Q: My bill shows no HUID. What do I do?

First, check the physical piece — the HUID is laser-engraved directly on the jewellery (usually near the hallmark stamp). If it is present on the piece but missing from the bill, ask the jeweller to reissue the bill with the HUID included. If no HUID is present on the physical piece and the piece is claimed to be BIS hallmarked, this is a violation. Report to BIS (manakonline.in/cmsinfo/bis) and consider returning the piece, as its hallmark authenticity cannot be verified.

Q: I bought jewellery above ₹2 lakh but did not give my PAN. Is there a problem?

If you made a cash purchase above ₹2 lakh without providing PAN, both you and the jeweller are technically in violation of Income Tax Rule 114B. The jeweller should have refused to complete the transaction without PAN. If the bill exists without PAN for a cash purchase of this size, the jeweller may have filed an incorrect report. From your side, ensure the purchase is reflected in your income tax filings as an asset acquisition to avoid it being treated as unexplained expenditure in scrutiny.

Q: Can I get a duplicate bill if I lose the original?

Yes. A GST-registered jeweller must maintain records for 6 years. You can request a duplicate bill marked as "Duplicate" — the original invoice data is in their GST returns. Practically, this works reliably with organised jewellers and branded chains. Small unorganised jewellers may not have adequate records. For this reason, always photograph your bill or scan it on the day of purchase and store it digitally (email it to yourself).

Q: The jeweller applied 3% GST on the full bill amount including stones. Is this correct?
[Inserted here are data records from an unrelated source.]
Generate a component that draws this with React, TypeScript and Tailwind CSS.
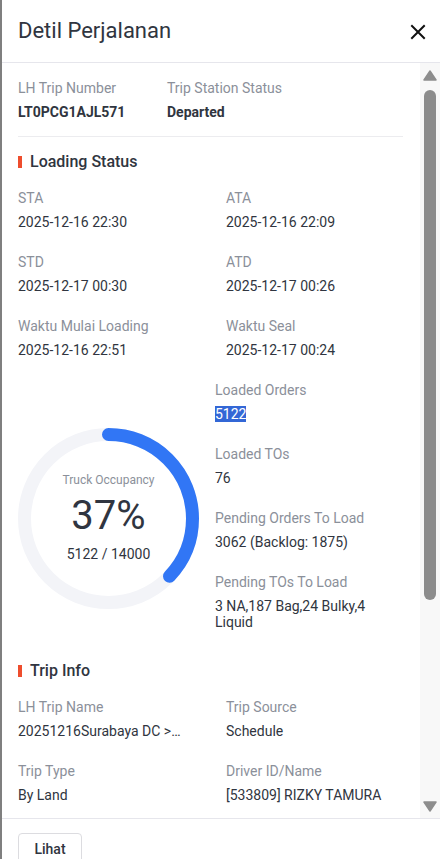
import React from "react";

type Field = { label: string; value: React.ReactNode };

function Item({ label, value }: Field) {
  return (
    <div className="min-w-0">
      <div className="text-[14px] leading-[20px] text-[#8b909a]">{label}</div>
      <div className="mt-[6px] text-[14px] leading-[16px] text-[#303540]">{value}</div>
    </div>
  );
}

function SectionTitle({ children }: { children: React.ReactNode }) {
  return (
    <div className="flex items-center h-[24px]">
      <span className="w-[4px] h-[12px] bg-[#ee4d2d] mr-[8px]" />
      <span className="text-[16px] leading-[24px] font-medium text-[#303540]">{children}</span>
    </div>
  );
}

function Donut({ percent }: { percent: number }) {
  const r = 84;
  const c = 2 * Math.PI * r;
  const dash = (percent / 100) * c;
  return (
    <div className="relative w-[181px] h-[181px]">
      <svg width="181" height="181" viewBox="0 0 181 181" className="absolute inset-0">
        <circle cx="90.5" cy="90.5" r={r} fill="none" stroke="#f3f4f8" strokeWidth="13" />
        <circle
          cx="90.5"
          cy="90.5"
          r={r}
          fill="none"
          stroke="#3176f5"
          strokeWidth="13"
          strokeLinecap="round"
          strokeDasharray={`${dash} ${c}`}
          transform="rotate(-90 90.5 90.5)"
        />
      </svg>
      <div className="absolute inset-0 flex flex-col items-center">
        <div className="mt-[44px] text-[12px] leading-[16px] text-[#8b909a]">Truck Occupancy</div>
        <div className="mt-[6px] text-[40px] leading-[44px] text-[#303540]">37%</div>
        <div className="mt-[7px] text-[14px] leading-[18px] text-[#303540]">5122 / 14000</div>
      </div>
    </div>
  );
}

function FakeScrollbar() {
  return (
    <div className="w-[20px] shrink-0 bg-[#f8f8f8] flex flex-col items-center">
      <svg width="14" height="11" viewBox="0 0 14 11" className="mt-[7px]">
        <path d="M7 1 L13 10 L1 10 Z" fill="#8d8d8d" stroke="#8d8d8d" strokeLinejoin="round" strokeWidth="1.5" />
      </svg>
      <div className="mt-[9px] w-[12px] h-[510px] rounded-full bg-[#8c8c8c]" />
      <div className="flex-1" />
      <svg width="14" height="11" viewBox="0 0 14 11" className="mb-[6px]">
        <path d="M1 1 L13 1 L7 10 Z" fill="#8d8d8d" stroke="#8d8d8d" strokeLinejoin="round" strokeWidth="1.5" />
      </svg>
    </div>
  );
}

export default function App() {
  return (
    <div
      className="w-[440px] h-[859px] bg-white flex overflow-hidden"
      style={{ fontFamily: "Roboto, 'Noto Sans', 'Liberation Sans', sans-serif" }}
    >
      <div className="w-[2px] shrink-0 bg-[#7f7f7f]" />
      <div className="flex-1 flex flex-col min-w-0">
        {/* header */}
        <div className="h-[63px] shrink-0 flex items-center justify-between pl-[16px] pr-[12px] border-b border-[#e6e6ec]">
          <h1 className="text-[22px] leading-[28px] text-[#303540] font-normal">Detil Perjalanan</h1>
          <svg width="16" height="16" viewBox="0 0 16 16" className="mr-[2px] mt-[2px]">
            <path d="M2 2 L14 14 M14 2 L2 14" stroke="#111" strokeWidth="2" strokeLinecap="square" />
          </svg>
        </div>

        {/* body */}
        <div className="flex-1 flex min-h-0 overflow-hidden">
          <div className="flex-1 min-w-0 pl-[16px] pr-[17px] pt-[15px] overflow-hidden">
            <div className="flex pb-[14px] border-b border-[#ececef]">
              <div className="w-[149px]">
                <div className="text-[14px] leading-[20px] text-[#8b909a]">LH Trip Number</div>
                <div className="mt-[4px] text-[14px] leading-[20px] font-bold text-[#303540]">LT0PCG1AJL571</div>
              </div>
              <div>
                <div className="text-[14px] leading-[20px] text-[#8b909a]">Trip Station Status</div>
                <div className="mt-[4px] text-[14px] leading-[20px] font-bold text-[#303540]">Departed</div>
              </div>
            </div>

            <div className="mt-[13px]">
              <SectionTitle>Loading Status</SectionTitle>
              <div className="mt-[14px] grid grid-cols-[208px_1fr] gap-y-[22px]">
                <Item label="STA" value="2025-12-16 22:30" />
                <Item label="ATA" value="2025-12-16 22:09" />
                <Item label="STD" value="2025-12-17 00:30" />
                <Item label="ATD" value="2025-12-17 00:26" />
                <Item label="Waktu Mulai Loading" value="2025-12-16 22:51" />
                <Item label="Waktu Seal" value="2025-12-17 00:24" />
              </div>

              <div className="mt-[22px] flex">
                <div className="w-[197px] shrink-0 pt-[48px]">
                  <Donut percent={37} />
                </div>
                <div className="flex flex-col gap-y-[22px]">
                  <Item
                    label="Loaded Orders"
                    value={<span className="bg-[#3367d6] text-white">5122</span>}
                  />
                  <Item label="Loaded TOs" value="76" />
                  <Item label="Pending Orders To Load" value="3062 (Backlog: 1875)" />
                  <Item label="Pending TOs To Load" value="3 NA,187 Bag,24 Bulky,4 Liquid" />
                </div>
              </div>
            </div>

            <div className="mt-[29px]">
              <SectionTitle>Trip Info</SectionTitle>
              <div className="mt-[14px] grid grid-cols-[208px_1fr] gap-y-[22px]">
                <Item
                  label="LH Trip Name"
                  value={<span className="block truncate w-[164px]">20251216Surabaya DC &gt; Jakarta DC</span>}
                />
                <Item label="Trip Source" value="Schedule" />
                <Item label="Trip Type" value="By Land" />
                <Item label="Driver ID/Name" value="[533809] RIZKY TAMURA" />
                <Item label="Vehicle Number" value="L 9087 UB" />
                <Item label="Vehicle Type" value="Wingbox" />
              </div>
            </div>
          </div>
          <FakeScrollbar />
        </div>

        {/* footer */}
        <div className="h-[41px] shrink-0 border-t border-[#e6e6ec] pl-[16px] pt-[14px]">
          <button className="w-[64px] h-[32px] rounded-[4px] border border-[#dcdce0] bg-white text-[14px] font-medium text-[#303540] leading-[30px]">
            Lihat
          </button>
        </div>
      </div>
    </div>
  );
}
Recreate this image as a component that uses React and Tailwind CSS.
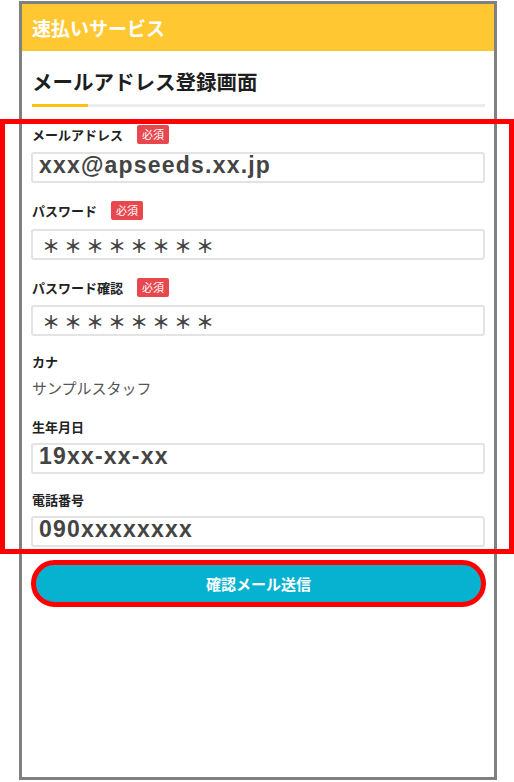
import React from "react";

const JP = { fontFamily: '"Noto Sans CJK JP", "Noto Sans", sans-serif' };
const LAT = { fontFamily: '"Liberation Sans", "Noto Sans CJK JP", sans-serif' };

function Badge() {
  return (
    <span
      className="ml-[14px] inline-flex h-[19px] items-center rounded-[2px] bg-[#e9474e] px-[5px] text-[11px] leading-none text-white"
      style={JP}
    >
      必須
    </span>
  );
}

function Label({ children, required, className = "" }) {
  return (
    <div className={"flex h-[20px] items-center " + className}>
      <span className="text-[13px] font-bold leading-none text-[#222]" style={JP}>
        {children}
      </span>
      {required && <Badge />}
    </div>
  );
}

function Field({ value, mask, className = "" }) {
  return (
    <div
      className={
        "flex h-[31px] rounded-[3px] border-2 border-[#e3e3e3] bg-white " +
        (mask ? "items-center pl-[9px] " : "items-start pl-[6px] ") +
        className
      }
    >
      {mask ? (
        <span className="text-[18px] font-bold leading-none tracking-[4px] text-[#444]" style={JP}>
          ＊＊＊＊＊＊＊＊
        </span>
      ) : (
        <span className="text-[23px] font-bold leading-[23px] tracking-[1.2px] text-[#444]" style={LAT}>
          {value}
        </span>
      )}
    </div>
  );
}

export default function App() {
  return (
    <div className="relative h-[782px] w-[514px] overflow-hidden bg-white">
      <div className="ml-[19px] mt-[1px] flex h-[779px] w-[478px] flex-col border-[3px] border-[#808080] bg-white">
        <div className="flex h-[47px] items-center bg-[#ffc833] pl-[10px]">
          <span className="text-[19px] font-bold leading-none text-white" style={JP}>
            速払いサービス
          </span>
        </div>
        <div className="flex flex-col px-[9px]">
          <div className="mt-[16px] pl-[1px] text-[20.5px] font-bold leading-[28px] text-[#1e1e1e]" style={JP}>
            メールアドレス登録画面
          </div>
          <div className="ml-[1px] mt-[9px] flex h-[3px] bg-[#e9edf0]">
            <div className="h-full w-[56px] bg-[#ffc10d]" />
          </div>

          <Label required className="mt-[17px] pl-[1px]">メールアドレス</Label>
          <Field className="mt-[8px]" value="xxx@apseeds.xx.jp" />

          <Label required className="mt-[17px] pl-[1px]">パスワード</Label>
          <Field className="mt-[9px]" mask />

          <Label required className="mt-[17px] pl-[1px]">パスワード確認</Label>
          <Field className="mt-[8px]" mask />

          <Label className="mt-[15px] pl-[1px]">カナ</Label>
          <div className="mt-[5px] pl-[1px] text-[15px] leading-[24px] text-[#555]" style={JP}>
            サンプルスタッフ
          </div>

          <Label className="mt-[16px] pl-[1px]">生年月日</Label>
          <Field className="mt-[7px]" value="19xx-xx-xx" />

          <Label className="mt-[15px] pl-[1px]">電話番号</Label>
          <Field className="mt-[7px]" value="090xxxxxxxx" />

          <button
            type="button"
            className="mt-[13px] flex h-[47px] w-[455px] items-center justify-center rounded-full border-[5px] border-[#ff0000] bg-[#07b2d1]"
          >
            <span className="text-[15px] font-bold leading-none text-white" style={JP}>
              確認メール送信
            </span>
          </button>
        </div>
      </div>
      <div className="pointer-events-none absolute left-0 top-[119px] h-[435px] w-[514px] border-[5px] border-[#ff0000]" />
    </div>
  );
}
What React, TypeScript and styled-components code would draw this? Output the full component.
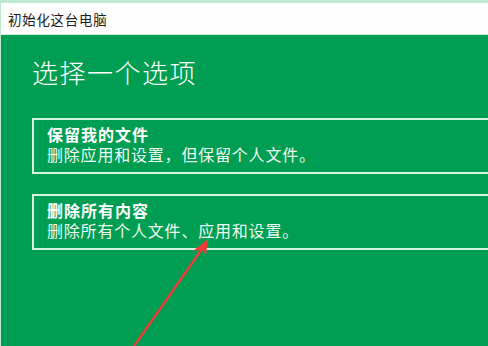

No. Cut and polished diamonds, coloured gemstones, pearls, and other precious/semi-precious stones attract GST at 0.25% (HSN codes 7102, 7103, 7104). Gold and gold jewellery attract GST at 3% (HSN 7113/7108). Applying 3% on the entire bill including stones results in overcharging. The amounts per piece are small but incorrect. Point this out to the jeweller and ask for a corrected bill. Persistent application of wrong GST rates can be reported to the GST helpline.